In our testing we noticed that if there's a failure within the Lambda itself, it automatically resends the message to the queue, but if the driver fails, the data is lost.

I understand that the default behavior for the driver is to retry four times after the initial failure. My question is, if I wrap qldb_driver.execute_lambda() in a try statement, will that allow the driver to retry upon failure or will it instantly return as a failure and be handled by the except statement?

Here is how I've written the first half of the function:

import json
import boto3
import datetime
from pyqldb.driver.qldb_driver import QldbDriver
from utils import upsert, resend_to_sqs, delete_from_sqs

queue_url = 'https://sqs.XXX/'
sqs = boto3.client('sqs', region_name='us-east-1')

ledger = 'XXXXX'
table = 'XXXXX'
qldb_driver = QldbDriver(ledger_name = ledger, region_name='us-east-1')

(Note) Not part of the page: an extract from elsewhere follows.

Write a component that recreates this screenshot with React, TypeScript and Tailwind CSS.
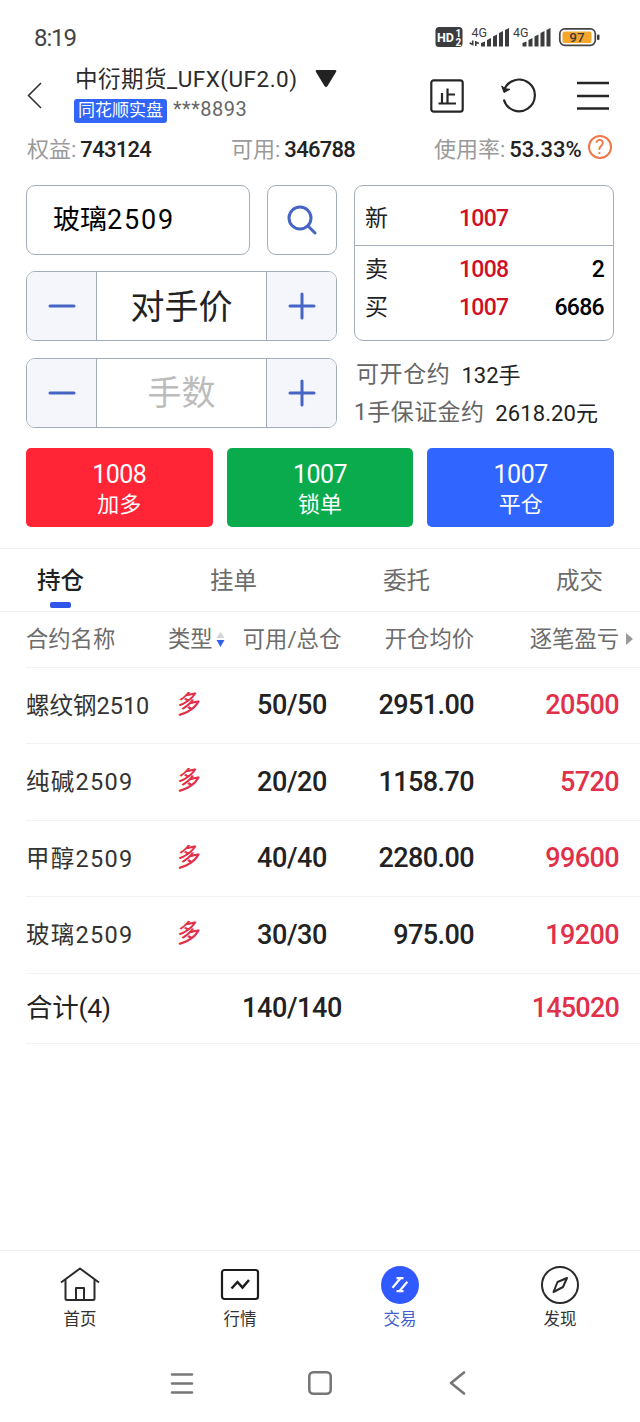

def lambda_handler(event, context):
    # Simple iterable to identify messages
    i = 0
    
    # Error flag
    error = False
    
    # Empty list to store message send status as well as body or receipt_handle
    batch_messages = []
    
    for record in event['Records']:
        payload = json.loads(record["body"])
        payload['update_ts'] = str(datetime.datetime.now())

        try:
            qldb_driver.execute_lambda(lambda executor: upsert(executor, ledger = ledger, table_name = table, data = payload))

            # If the message sends successfully, give it status 200 and add the recipt_handle to our list 
            # so in case an error occurs later, we can delete this message from the queue.

            message_info = {f'message_{i}': 200, 'receiptHandle': record['receiptHandle']}
            batch_messages.append(message_info)
            
        except Exception as e:
            print(e)

            # Flip error flag to True
            error = True

            # If the commit fails, set status 400 and add the message's body to our list.
            # This will allow us to send the message back to the queue during error handling.

            message_info = {f'message_{i}': 400, 'body': record['body']}
            batch_messages.append(message_info)
        
        i += 1
    

Assuming that this try/except allows the driver to retry upon failure, I've written an additional process to record message data from our batch to delete successful commits and send failures back to the queue:

    # Begin error handling
    if error:
        count = 0
        for j in range(len(batch_messages)):
            # If a message was sent successfully delete it from the queue
            if batch_messages[j][f'message_{j}'] == 200:
                receipt_handle = batch_messages[j]['receiptHandle']
                delete_from_sqs(sqs, queue_url, receipt_handle)
            
            # If the message failed to commit to QLDB, send it back to the queue
            else:
                body = batch_messages[j]['body']
                resend_to_sqs(sqs, queue_url, body)
                count += 1
                
        print(f"ERROR(S) DETECTED - {count} MESSAGES RETURNED TO QUEUE")
                
    else:
        print("BATCH PROCESSING SUCCESSFUL")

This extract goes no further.